___ Input material

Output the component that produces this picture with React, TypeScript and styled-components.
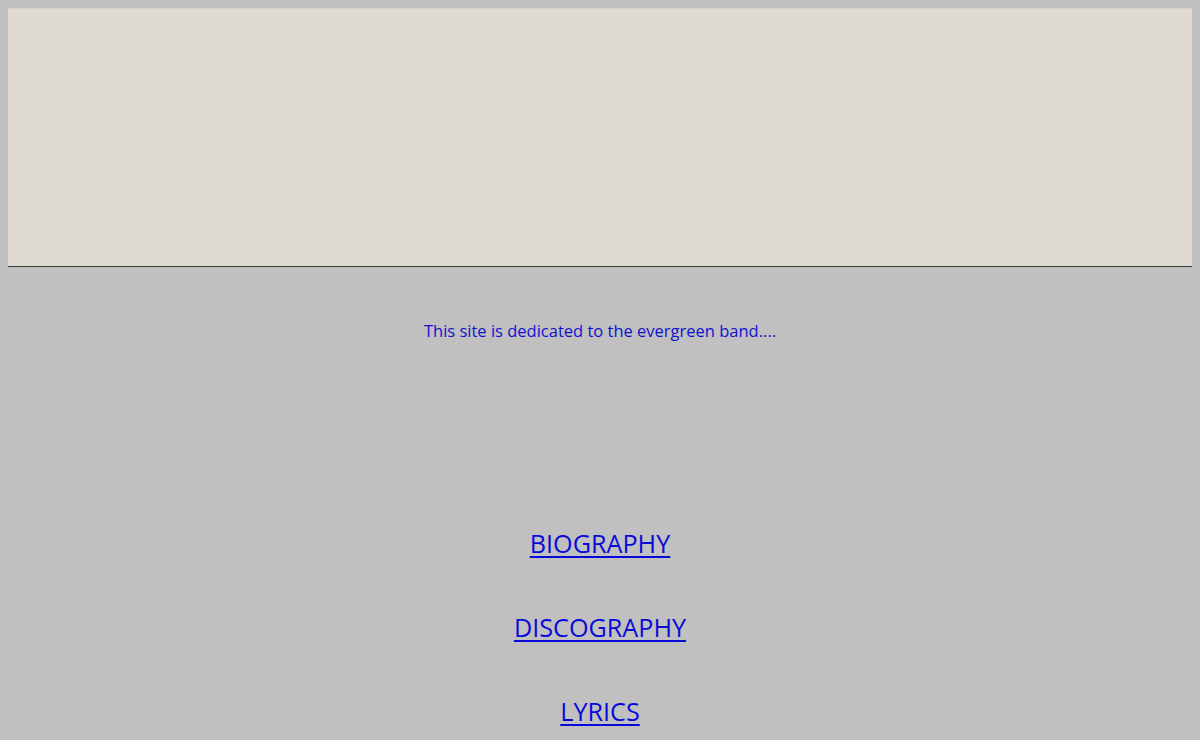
import React from "react";
import styled, { createGlobalStyle } from "styled-components";

const Global = createGlobalStyle`
  html, body { margin: 0; padding: 0; }
  body {
    background: #c0c0c0;
    padding: 8px;
    font-family: "Open Sans", "Noto Sans", sans-serif;
  }
`;

const Banner = styled.header`
  height: 257px;
  background: #dfdbd0;
  border-top: 1px solid #d8d4ca;
  border-bottom: 1px solid #3a3a3a;
`;

const Main = styled.main`
  display: flex;
  flex-direction: column;
  align-items: center;
`;

const Intro = styled.p`
  margin: 52px 0 0;
  font-size: 16.5px;
  line-height: 24px;
  color: #1010d0;
`;

const Nav = styled.nav`
  display: flex;
  flex-direction: column;
  align-items: center;
  gap: 50px;
  margin-top: 183px;
`;

const NavLink = styled.a`
  font-size: 25.2px;
  line-height: 34px;
  color: #0a0ad8;
  text-decoration: underline;
  text-underline-offset: 3px;
`;

export default function App() {
  return (
    <>
      <Global />
      <Banner />
      <Main>
        <Intro>This site is dedicated to the evergreen band....</Intro>
        <Nav>
          <NavLink href="#">BIOGRAPHY</NavLink>
          <NavLink href="#">DISCOGRAPHY</NavLink>
          <NavLink href="#">LYRICS</NavLink>
        </Nav>
      </Main>
    </>
  );
}
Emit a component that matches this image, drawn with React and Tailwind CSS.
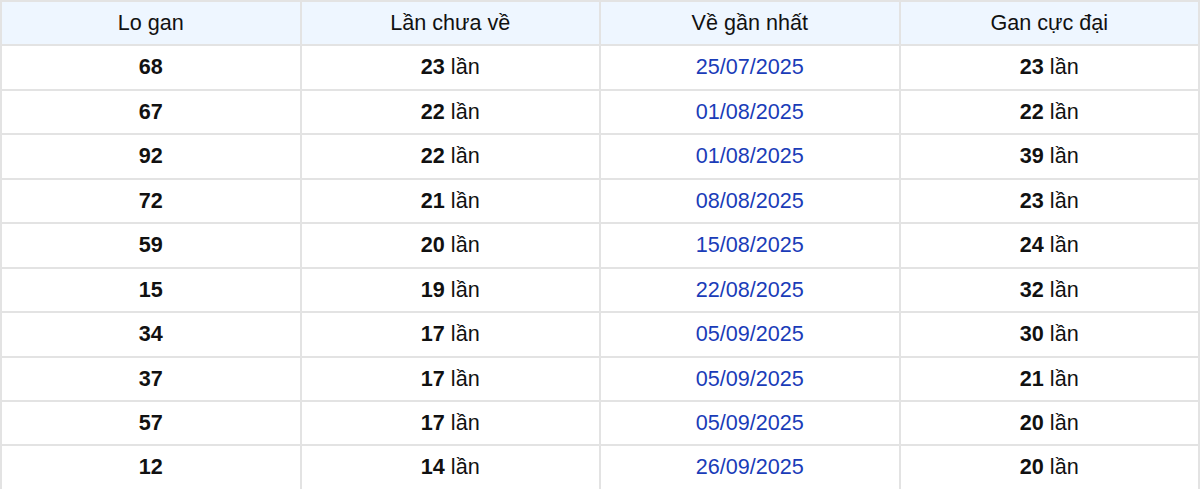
const rows = [
  ['68', '23', '25/07/2025', '23'],
  ['67', '22', '01/08/2025', '22'],
  ['92', '22', '01/08/2025', '39'],
  ['72', '21', '08/08/2025', '23'],
  ['59', '20', '15/08/2025', '24'],
  ['15', '19', '22/08/2025', '32'],
  ['34', '17', '05/09/2025', '30'],
  ['37', '17', '05/09/2025', '21'],
  ['57', '17', '05/09/2025', '20'],
  ['12', '14', '26/09/2025', '20'],
]

export default function App() {
  return (
    <div className="w-[1200px] bg-white font-['Liberation_Sans',Arial,sans-serif] text-[21.6px] text-[#111]">
      <table className="w-full table-fixed border-collapse border border-[#e3e3e3] text-center">
        <thead>
          <tr className="h-[44.45px] bg-[#eef6ff]">
            {['Lo gan', 'Lần chưa về', 'Về gần nhất', 'Gan cực đại'].map((h) => (
              <th key={h} className="border-2 border-[#e3e3e3] font-normal">{h}</th>
            ))}
          </tr>
        </thead>
        <tbody>
          {rows.map((r) => (
            <tr key={r[0]} className="h-[44.45px]">
              <td className="border-2 border-[#e3e3e3] font-bold">{r[0]}</td>
              <td className="border-2 border-[#e3e3e3]"><b>{r[1]}</b> lần</td>
              <td className="border-2 border-[#e3e3e3] text-[#1a3cb8]">{r[2]}</td>
              <td className="border-2 border-[#e3e3e3]"><b>{r[3]}</b> lần</td>
            </tr>
          ))}
        </tbody>
      </table>
    </div>
  )
}
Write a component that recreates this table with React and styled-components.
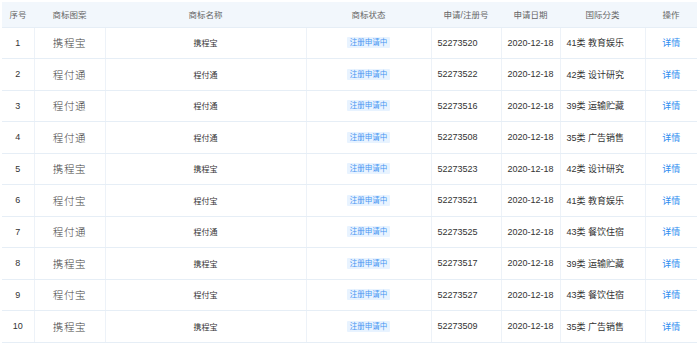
import React from "react";
import styled, { createGlobalStyle } from "styled-components";

const Global = createGlobalStyle`
  html, body { margin: 0; padding: 0; background: #fff; }
  body { font-family: "Liberation Sans", "Noto Sans CJK SC", sans-serif; }
`;

const Wrap = styled.div`
  padding: 2px 3px 0 2px;
`;

const Table = styled.table`
  width: 695px;
  border-collapse: collapse;
  table-layout: fixed;
  font-size: 9px;
  color: #333;
`;

const HeadRow = styled.tr`
  height: 25px;
  background: #f2f7fc;
`;

const Th = styled.th`
  font-weight: normal;
  color: #666;
  font-size: 8.5px;
  text-align: center;
  border-bottom: 1px solid #e6eef6;
`;

const Row = styled.tr`
  height: 31.5px;
`;

const Td = styled.td`
  text-align: ${(p) => p.$align || "center"};
  padding: ${(p) => (p.$align === "left" ? "0 0 0 6px" : "0")};
  border-bottom: 1px solid #e6eef6;
  border-left: ${(p) => (p.$first ? "none" : "1px solid #edf2f8")};
  white-space: nowrap;
`;

const Logo = styled.span`
  font-family: "Noto Sans CJK SC", serif;
  font-size: 10.5px;
  font-weight: 300;
  color: #444;
  letter-spacing: 0.6px;
`;

const Name = styled.span`
  font-family: "Noto Sans CJK SC", sans-serif;
  font-size: 8px;
  font-weight: 400;
  color: #333;
`;

const Tag = styled.span`
  display: inline-block;
  height: 11px;
  line-height: 11px;
  padding: 0 3px;
  background: #e8f3ff;
  color: #4796f2;
  font-size: 7.5px;
  border-radius: 1px;
`;

const Link = styled.a`
  color: #2f8cf0;
  font-size: 9px;
  text-decoration: none;
`;

const rows = [
  ["1", "携程宝", "携程宝", "52273520", "41类 教育娱乐"],
  ["2", "程付通", "程付通", "52273522", "42类 设计研究"],
  ["3", "程付通", "程付通", "52273516", "39类 运输贮藏"],
  ["4", "程付通", "程付通", "52273508", "35类 广告销售"],
  ["5", "携程宝", "携程宝", "52273523", "42类 设计研究"],
  ["6", "程付宝", "程付宝", "52273521", "41类 教育娱乐"],
  ["7", "程付通", "程付通", "52273525", "43类 餐饮住宿"],
  ["8", "携程宝", "携程宝", "52273517", "39类 运输贮藏"],
  ["9", "程付宝", "程付宝", "52273527", "43类 餐饮住宿"],
  ["10", "携程宝", "携程宝", "52273509", "35类 广告销售"],
];

export default function App() {
  return (
    <>
      <Global />
      <Wrap>
        <Table>
          <colgroup>
            <col style={{ width: 32 }} />
            <col style={{ width: 71 }} />
            <col style={{ width: 201 }} />
            <col style={{ width: 125 }} />
            <col style={{ width: 70 }} />
            <col style={{ width: 59 }} />
            <col style={{ width: 85 }} />
            <col style={{ width: 52 }} />
          </colgroup>
          <thead>
            <HeadRow>
              <Th>序号</Th>
              <Th>商标图案</Th>
              <Th>商标名称</Th>
              <Th>商标状态</Th>
              <Th>申请/注册号</Th>
              <Th>申请日期</Th>
              <Th>国际分类</Th>
              <Th>操作</Th>
            </HeadRow>
          </thead>
          <tbody>
            {rows.map((r) => (
              <Row key={r[0]}>
                <Td $first>{r[0]}</Td>
                <Td><Logo>{r[1]}</Logo></Td>
                <Td><Name>{r[2]}</Name></Td>
                <Td><Tag>注册申请中</Tag></Td>
                <Td $align="left">{r[3]}</Td>
                <Td>2020-12-18</Td>
                <Td $align="left">{r[4]}</Td>
                <Td><Link href="#">详情</Link></Td>
              </Row>
            ))}
          </tbody>
        </Table>
      </Wrap>
    </>
  );
}
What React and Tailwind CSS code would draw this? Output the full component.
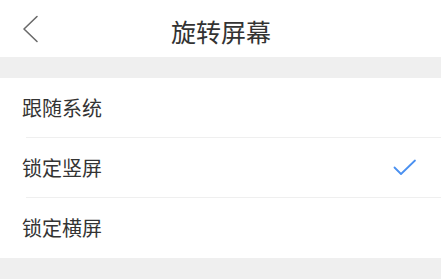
import React from "react";

const font = { fontFamily: '"Noto Sans CJK SC", "Noto Sans", sans-serif' };

function Row({ label, checked, border }) {
  return (
    <div className="h-[60px] pl-[26px] bg-white">
      <div className={`h-full flex items-center justify-between pr-[24px] ${border ? "border-b border-[#efefef]" : ""}`}>
        <span className="-ml-[4px] text-[20px] leading-none text-[#333333]">{label}</span>
        {checked && (
          <svg width="24" height="18" viewBox="0 0 24 18" fill="none">
            <path d="M1.5 8.5 L8 15 L22 1.5" stroke="#4a90f0" strokeWidth="1.8" strokeLinecap="round" strokeLinejoin="round" />
          </svg>
        )}
      </div>
    </div>
  );
}

export default function App() {
  return (
    <div className="w-[441px] h-[279px] bg-[#efefef] flex flex-col overflow-hidden" style={font}>
      <div className="h-[57px] bg-white flex items-center relative">
        <div className="pl-[22px] pt-[1px] flex items-center">
          <svg width="18" height="28" viewBox="0 0 18 28" fill="none">
            <path d="M15 1.5 L2 14 L15 26.5" stroke="#6a6a6a" strokeWidth="1.6" strokeLinecap="round" strokeLinejoin="round" />
          </svg>
        </div>
        <div className="absolute inset-0 flex items-center justify-center pt-[6px] pl-[1px]">
          <span className="text-[25px] leading-none text-[#333333]">旋转屏幕</span>
        </div>
      </div>
      <div className="h-[21px]" />
      <Row label="跟随系统" border />
      <Row label="锁定竖屏" checked border />
      <Row label="锁定横屏" />
    </div>
  );
}
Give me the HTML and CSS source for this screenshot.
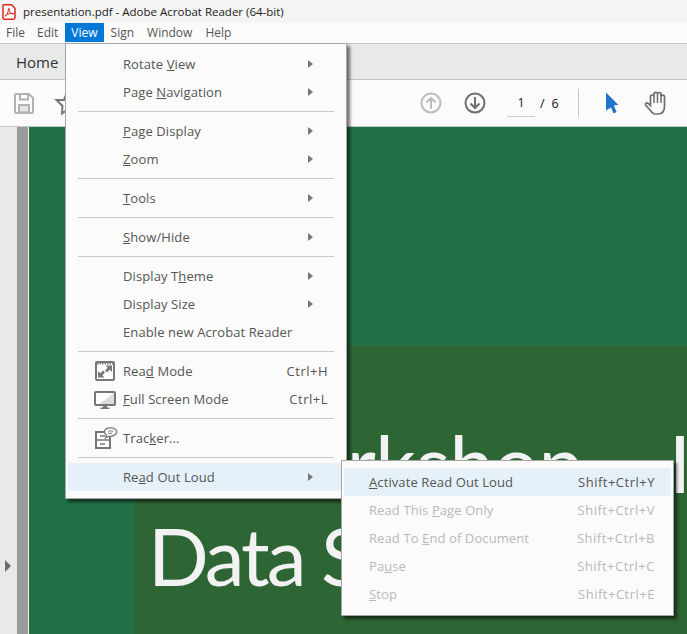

______

> _Stated task_
Copy every line of the data that holds the string "full".

> _Task solution_
      <table className="w-full table-fixed border-collapse border border-[#e3e3e3] text-center">
What React and Tailwind CSS code would draw this? Output the full component.
      <div className={`h-full flex items-center justify-between pr-[24px] ${border ? "border-b border-[#efefef]" : ""}`}>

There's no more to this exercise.